Gross domestic product (GDP) – the value of all goods and services produced in the economy – contracted 0.6% in the final three months of 2015 after shrinking 1.4% in the third quarter, revised data from the Hellenic Statistical Authority revealed last month. While the drop was more moderate than expected, it confirmed that Europe’s most troubled economy was back in the doldrums after a modest recovery in 2014.

Inflation also turned negative in 2015, as the impact of plunging oil prices and weak overall demand outweighed the increase in the value added tax (VAT) rate, which Greece signed on for as part of its €86 billion bailout deal with the European Commission, European Central Bank and International Monetary Fund.

According to the European Commission, Greek inflation averaged -1.1% in all of 2015, much worse than the euro area average. Deflationary pressures throughout he region have forced the European Central Bank to adopt unconventional policies over the past 12 months, including lowering interest rates to record lows, adopting negative deposit rates and expanding the size and scope of its monthly bond-buying program.

Greece’s economy is forecast to contract by 0.7% this year “amid the negative carryover from 2015 and the faltering domestic demand in the first half of the year,” the European Commission said in its winter outlook report.

However, the economy is expected to strengthen in the latter half of the year on improving confidence, the reduction of capital controls and greater compliance with the European Stability Mechanism (ESM) assistance program. Greece’s tourism industry, which accounts for 18% of national GDP and employs more than 900,000 people, continues to perform exceptionally well. Business confidence and economic sentiment across key sectors are also expected to stabilize and improve.

Growth in the neighbouring euro area will remain moribund for the foreseeable future. The euro area economy is projected to grow around 1.7% in 2016, according to the IMF.

Long-term, Greece requires both “symbolic and real measures” to support the recovery and ensure government ownership of the latest bailout reforms, according to Tassos Anastasatos, an economist at Eurobank Ergasias in Athens.

“We expect weakness of domestic demand in the entire of 2016, and it remains to be seen to what extent that can be counterbalanced by exports and investments,” Anastasatos said in a quote provided by Bloomberg News.

While Athens’ eleventh hour bailout deal last July may have averted a bigger political crisis, analysts warn that the country will face continued euro-exit fears unless policymakers can come up with a way to make its debt more sustainable. Greece’s debt mountain reached €320 billion in 2015, and that was before the latest bailout plan.

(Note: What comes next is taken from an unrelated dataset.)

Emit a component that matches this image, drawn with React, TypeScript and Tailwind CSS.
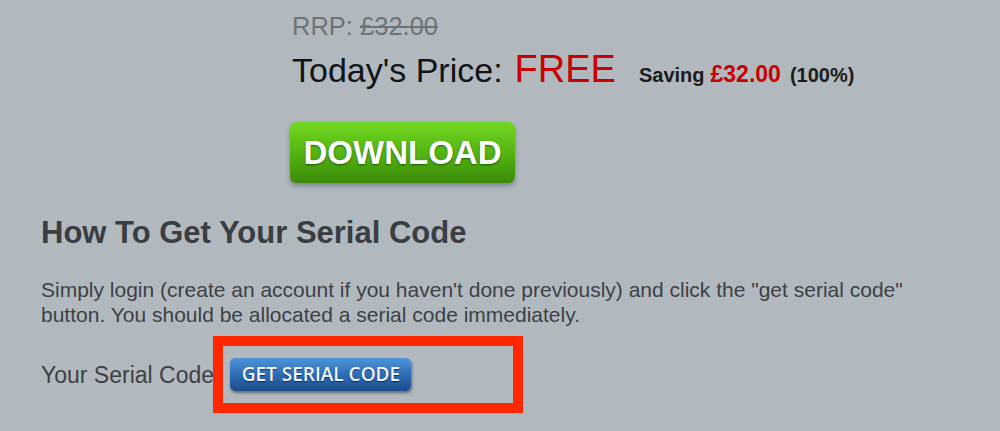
import React from "react";

export default function App() {
  return (
    <div
      className="w-[1000px] h-[431px] overflow-hidden bg-[#b1b9bf] pl-[41px]"
      style={{ fontFamily: '"Liberation Sans", Arial, sans-serif' }}
    >
      <div className="ml-[251px] pt-[12px]">
        <div className="text-[25.5px] leading-[28px] text-[#6e7377]">
          RRP: <span className="line-through">£32.00</span>
        </div>
        <div className="mt-[9px] flex items-baseline leading-[40px]">
          <span className="text-[34px] text-[#121416]">Today's Price:</span>
          <span className="ml-[12px] text-[38px] text-[#c80000]">FREE</span>
          <span className="ml-[23px] text-[20px] font-bold text-[#1c1c1c]">Saving</span>
          <span className="ml-[6px] text-[23px] font-bold text-[#c80000]">£32.00</span>
          <span className="ml-[9px] text-[20px] font-bold text-[#1c1c1c]">(100%)</span>
        </div>
        <button className="-ml-[2px] mt-[27px] flex h-[61px] w-[225px] items-center justify-center rounded-[6px] bg-gradient-to-b from-[#72d822] via-[#55b512] to-[#3c8a08] text-[33px] font-bold text-white shadow-[0_3px_5px_rgba(60,70,80,0.45)] [text-shadow:0_1px_2px_rgba(0,60,0,0.7)]">
          DOWNLOAD
        </button>
      </div>

      <h2 className="mt-[32px] text-[31px] leading-[36px] font-bold text-[#3a3e42]">
        How To Get Your Serial Code
      </h2>
      <p className="mt-[26px] w-[880px] text-[21px] leading-[25px] text-[#3d4145]">
        Simply login (create an account if you haven't done previously) and click the "get serial code" button. You should be allocated a serial code immediately.
      </p>

      <div className="relative mt-[31px] flex items-start">
        <span className="pt-[1px] text-[23px] leading-[33px] text-[#3d4145]">Your Serial Code:</span>
        <button
          className="ml-[10px] flex h-[33px] w-[181px] items-center justify-center rounded-[5px] bg-gradient-to-b from-[#4f95da] via-[#2f6db4] to-[#1c4c8c] text-[19px] font-semibold text-[#f2f6fb] shadow-[1px_2px_3px_rgba(20,30,50,0.5)] [text-shadow:0_1px_1px_rgba(0,0,40,0.6)]"
          style={{ fontFamily: '"Open Sans", sans-serif' }}
        >
          GET SERIAL CODE
        </button>
        <div className="absolute left-[172px] top-[-22px] h-[77px] w-[310px] border-[10px] border-[#ff2600]" />
      </div>
    </div>
  );
}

Greece’s road to recovery will be a long and painful one. About a quarter of the country’s workforce is unemployed, with gross public debt expected to reach 185% of GDP this year. The country has contracted in seven of the past eight years, according to data provided by the World Bank. Private consumption has plunged by about 30% since 2010, with food consumption down a staggering 28%. Since the 2009 financial crisis, Greece has experienced one of the biggest drops in real wages across the advanced industrialized world.

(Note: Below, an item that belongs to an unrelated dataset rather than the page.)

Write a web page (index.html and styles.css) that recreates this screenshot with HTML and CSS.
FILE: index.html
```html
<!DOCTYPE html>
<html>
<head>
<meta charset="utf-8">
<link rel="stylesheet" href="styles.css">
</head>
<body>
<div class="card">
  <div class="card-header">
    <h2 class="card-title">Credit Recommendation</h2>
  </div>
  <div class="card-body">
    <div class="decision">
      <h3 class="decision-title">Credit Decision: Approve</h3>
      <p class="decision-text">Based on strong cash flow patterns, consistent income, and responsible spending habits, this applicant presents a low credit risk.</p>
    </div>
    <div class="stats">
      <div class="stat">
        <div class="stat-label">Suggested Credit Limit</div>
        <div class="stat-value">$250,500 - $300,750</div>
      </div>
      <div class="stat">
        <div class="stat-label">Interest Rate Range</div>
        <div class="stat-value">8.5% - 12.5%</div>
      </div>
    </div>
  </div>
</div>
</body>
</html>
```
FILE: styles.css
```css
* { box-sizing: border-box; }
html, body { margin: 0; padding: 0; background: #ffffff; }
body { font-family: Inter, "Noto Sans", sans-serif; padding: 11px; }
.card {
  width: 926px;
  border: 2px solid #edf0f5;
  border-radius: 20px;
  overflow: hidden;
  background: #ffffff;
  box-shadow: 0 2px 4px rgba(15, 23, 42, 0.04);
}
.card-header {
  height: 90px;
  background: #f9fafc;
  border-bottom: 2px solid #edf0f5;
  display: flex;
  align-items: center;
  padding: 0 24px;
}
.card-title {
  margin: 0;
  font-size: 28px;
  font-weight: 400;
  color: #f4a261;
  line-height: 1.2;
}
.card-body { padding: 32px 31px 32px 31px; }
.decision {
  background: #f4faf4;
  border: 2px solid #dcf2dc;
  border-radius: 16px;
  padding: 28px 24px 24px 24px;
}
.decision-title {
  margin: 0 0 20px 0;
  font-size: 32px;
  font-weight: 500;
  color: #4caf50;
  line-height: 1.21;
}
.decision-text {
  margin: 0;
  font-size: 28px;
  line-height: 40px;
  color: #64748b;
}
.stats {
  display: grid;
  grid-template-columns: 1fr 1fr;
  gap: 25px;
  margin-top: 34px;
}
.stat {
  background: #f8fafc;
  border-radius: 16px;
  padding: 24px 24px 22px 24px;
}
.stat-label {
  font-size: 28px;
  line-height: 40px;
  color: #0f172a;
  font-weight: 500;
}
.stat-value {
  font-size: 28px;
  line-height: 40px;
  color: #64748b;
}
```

Investors monitoring Greece’s recovery should take note of retail sales and PMI data in the coming week, which could shed light on the country’s economic activity in the first quarter of 2016.

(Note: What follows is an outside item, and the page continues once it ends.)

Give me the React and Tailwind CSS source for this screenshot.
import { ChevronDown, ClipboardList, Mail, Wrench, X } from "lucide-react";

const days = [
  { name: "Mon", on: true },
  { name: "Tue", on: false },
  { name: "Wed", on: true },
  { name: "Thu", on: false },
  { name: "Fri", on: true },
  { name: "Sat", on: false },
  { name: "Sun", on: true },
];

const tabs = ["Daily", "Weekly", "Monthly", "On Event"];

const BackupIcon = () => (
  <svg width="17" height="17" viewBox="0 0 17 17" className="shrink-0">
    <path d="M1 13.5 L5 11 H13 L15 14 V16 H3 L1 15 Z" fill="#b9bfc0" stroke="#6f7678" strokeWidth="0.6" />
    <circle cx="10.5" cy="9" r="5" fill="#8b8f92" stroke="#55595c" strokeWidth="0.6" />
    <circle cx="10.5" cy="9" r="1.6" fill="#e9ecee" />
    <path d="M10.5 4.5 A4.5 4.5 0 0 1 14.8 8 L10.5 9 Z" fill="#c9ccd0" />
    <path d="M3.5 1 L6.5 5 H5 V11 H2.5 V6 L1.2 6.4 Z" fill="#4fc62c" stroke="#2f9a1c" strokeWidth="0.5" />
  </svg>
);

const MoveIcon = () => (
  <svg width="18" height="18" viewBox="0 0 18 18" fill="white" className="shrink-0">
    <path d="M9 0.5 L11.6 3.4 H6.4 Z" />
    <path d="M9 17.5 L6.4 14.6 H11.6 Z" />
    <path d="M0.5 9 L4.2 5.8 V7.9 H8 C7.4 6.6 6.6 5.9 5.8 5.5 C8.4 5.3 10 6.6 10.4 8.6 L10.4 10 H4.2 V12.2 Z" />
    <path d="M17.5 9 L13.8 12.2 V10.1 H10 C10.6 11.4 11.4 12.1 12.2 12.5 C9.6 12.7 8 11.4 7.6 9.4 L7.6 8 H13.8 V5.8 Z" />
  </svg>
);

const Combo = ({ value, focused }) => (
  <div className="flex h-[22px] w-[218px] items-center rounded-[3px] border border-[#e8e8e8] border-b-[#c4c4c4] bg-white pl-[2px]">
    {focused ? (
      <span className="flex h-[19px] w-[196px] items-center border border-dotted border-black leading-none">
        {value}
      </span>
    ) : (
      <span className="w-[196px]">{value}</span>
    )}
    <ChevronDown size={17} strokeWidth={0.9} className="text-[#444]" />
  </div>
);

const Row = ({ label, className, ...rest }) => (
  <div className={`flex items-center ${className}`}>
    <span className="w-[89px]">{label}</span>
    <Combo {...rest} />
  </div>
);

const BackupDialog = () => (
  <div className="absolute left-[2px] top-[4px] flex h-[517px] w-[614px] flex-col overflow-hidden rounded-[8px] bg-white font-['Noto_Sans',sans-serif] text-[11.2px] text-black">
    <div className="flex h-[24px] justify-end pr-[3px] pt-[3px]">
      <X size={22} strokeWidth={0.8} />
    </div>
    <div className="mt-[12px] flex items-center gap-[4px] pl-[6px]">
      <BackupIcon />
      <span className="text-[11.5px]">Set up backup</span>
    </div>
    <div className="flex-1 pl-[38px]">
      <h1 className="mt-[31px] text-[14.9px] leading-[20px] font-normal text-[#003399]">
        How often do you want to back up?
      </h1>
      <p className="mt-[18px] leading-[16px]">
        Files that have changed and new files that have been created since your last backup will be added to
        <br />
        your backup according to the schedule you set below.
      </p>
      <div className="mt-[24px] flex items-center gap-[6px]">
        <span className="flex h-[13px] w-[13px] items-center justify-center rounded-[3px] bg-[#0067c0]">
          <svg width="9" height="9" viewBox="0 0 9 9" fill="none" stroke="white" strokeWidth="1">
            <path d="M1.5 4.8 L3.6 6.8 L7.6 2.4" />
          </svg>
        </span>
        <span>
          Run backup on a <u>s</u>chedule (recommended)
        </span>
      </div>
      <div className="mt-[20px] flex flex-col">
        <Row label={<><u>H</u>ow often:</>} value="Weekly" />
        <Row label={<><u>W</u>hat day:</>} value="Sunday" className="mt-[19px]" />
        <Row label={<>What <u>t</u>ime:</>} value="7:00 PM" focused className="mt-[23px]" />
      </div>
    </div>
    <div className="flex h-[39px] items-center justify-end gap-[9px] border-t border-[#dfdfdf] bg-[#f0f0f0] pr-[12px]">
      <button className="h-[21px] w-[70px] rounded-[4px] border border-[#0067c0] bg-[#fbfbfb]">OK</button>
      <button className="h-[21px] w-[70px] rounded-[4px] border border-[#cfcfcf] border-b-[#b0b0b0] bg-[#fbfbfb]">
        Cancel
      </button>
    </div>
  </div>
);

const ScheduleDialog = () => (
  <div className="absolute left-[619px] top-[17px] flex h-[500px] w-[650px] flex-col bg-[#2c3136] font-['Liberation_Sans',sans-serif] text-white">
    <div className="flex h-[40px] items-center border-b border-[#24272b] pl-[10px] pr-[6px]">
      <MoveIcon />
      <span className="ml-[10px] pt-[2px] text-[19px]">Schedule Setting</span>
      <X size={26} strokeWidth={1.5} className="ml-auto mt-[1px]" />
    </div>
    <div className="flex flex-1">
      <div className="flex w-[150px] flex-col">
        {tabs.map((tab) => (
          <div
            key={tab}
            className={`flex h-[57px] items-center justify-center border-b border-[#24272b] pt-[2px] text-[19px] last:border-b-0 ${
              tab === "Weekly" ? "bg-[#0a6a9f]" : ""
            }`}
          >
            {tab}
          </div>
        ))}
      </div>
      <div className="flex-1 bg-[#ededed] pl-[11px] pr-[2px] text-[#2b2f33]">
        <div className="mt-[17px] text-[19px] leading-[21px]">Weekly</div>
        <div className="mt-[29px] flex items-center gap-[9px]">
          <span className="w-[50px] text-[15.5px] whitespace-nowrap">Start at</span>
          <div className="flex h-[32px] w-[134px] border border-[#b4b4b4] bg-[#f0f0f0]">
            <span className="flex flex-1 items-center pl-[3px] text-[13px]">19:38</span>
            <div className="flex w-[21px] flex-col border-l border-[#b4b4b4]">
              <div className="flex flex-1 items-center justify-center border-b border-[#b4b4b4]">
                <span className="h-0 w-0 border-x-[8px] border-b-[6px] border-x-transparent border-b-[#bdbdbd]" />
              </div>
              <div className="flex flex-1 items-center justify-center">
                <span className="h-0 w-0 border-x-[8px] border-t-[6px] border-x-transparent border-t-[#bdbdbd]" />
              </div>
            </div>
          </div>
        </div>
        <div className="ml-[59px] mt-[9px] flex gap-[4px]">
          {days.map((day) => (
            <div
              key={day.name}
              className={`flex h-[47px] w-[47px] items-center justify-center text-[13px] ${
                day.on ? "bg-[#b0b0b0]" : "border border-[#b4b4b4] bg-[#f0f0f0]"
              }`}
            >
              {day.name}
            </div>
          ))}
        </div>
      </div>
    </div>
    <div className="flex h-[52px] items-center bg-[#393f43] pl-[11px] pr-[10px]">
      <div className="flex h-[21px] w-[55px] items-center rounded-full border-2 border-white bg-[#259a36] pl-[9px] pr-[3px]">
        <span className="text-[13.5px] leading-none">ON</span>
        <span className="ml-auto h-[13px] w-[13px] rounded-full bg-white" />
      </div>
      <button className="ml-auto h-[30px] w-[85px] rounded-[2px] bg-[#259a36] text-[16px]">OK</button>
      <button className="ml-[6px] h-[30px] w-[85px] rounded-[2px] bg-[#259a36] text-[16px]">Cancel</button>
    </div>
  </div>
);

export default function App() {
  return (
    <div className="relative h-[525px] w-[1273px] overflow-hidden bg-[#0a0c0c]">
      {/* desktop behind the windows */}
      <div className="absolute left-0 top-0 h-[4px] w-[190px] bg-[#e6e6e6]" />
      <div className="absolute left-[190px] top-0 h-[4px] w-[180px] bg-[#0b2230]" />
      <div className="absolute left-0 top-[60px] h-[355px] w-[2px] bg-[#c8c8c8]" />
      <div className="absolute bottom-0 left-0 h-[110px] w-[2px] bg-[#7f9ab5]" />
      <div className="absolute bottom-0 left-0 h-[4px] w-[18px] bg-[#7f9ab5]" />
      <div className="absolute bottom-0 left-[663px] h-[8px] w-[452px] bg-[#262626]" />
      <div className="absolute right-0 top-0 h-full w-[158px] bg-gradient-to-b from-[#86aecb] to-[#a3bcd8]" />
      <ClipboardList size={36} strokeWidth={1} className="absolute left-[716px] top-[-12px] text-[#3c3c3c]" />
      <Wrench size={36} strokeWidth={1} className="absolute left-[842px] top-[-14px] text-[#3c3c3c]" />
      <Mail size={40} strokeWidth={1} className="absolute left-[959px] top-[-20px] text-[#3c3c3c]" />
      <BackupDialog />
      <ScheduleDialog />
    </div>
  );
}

Greece’s manufacturing sector contracted in February, PMI data from Markit Economics revealed earlier this month. It marked the first state of contraction in three months.

Markit’s Greece manufacturing PMI fell to 48.4 in February from 50 the previous month on a scale where a reading below 50 suggests contraction in the sector.

“The key areas covered by the survey provided alarming indicators on the current health of the Greek manufacturing sector,” Samuel Agass, economist at Markit, said in a statement dated March 1. “Output contracted further amid a solid decline in incoming new work, while job cuts were evident after another substantial deterioration in outstanding business levels was reported.”

He added, “Coupling PMI data with latest GDP figures also paints a gloomy image of the current state of the economy. The 0.6% contraction for the fourth quarter of 2015 was the worst amongst eurozone members and added to the growing uncertainty around Greece’s future. With proposed pension and tax reforms already creating economic headwinds, the prospect of moving out of this technical recession appears distant at present.”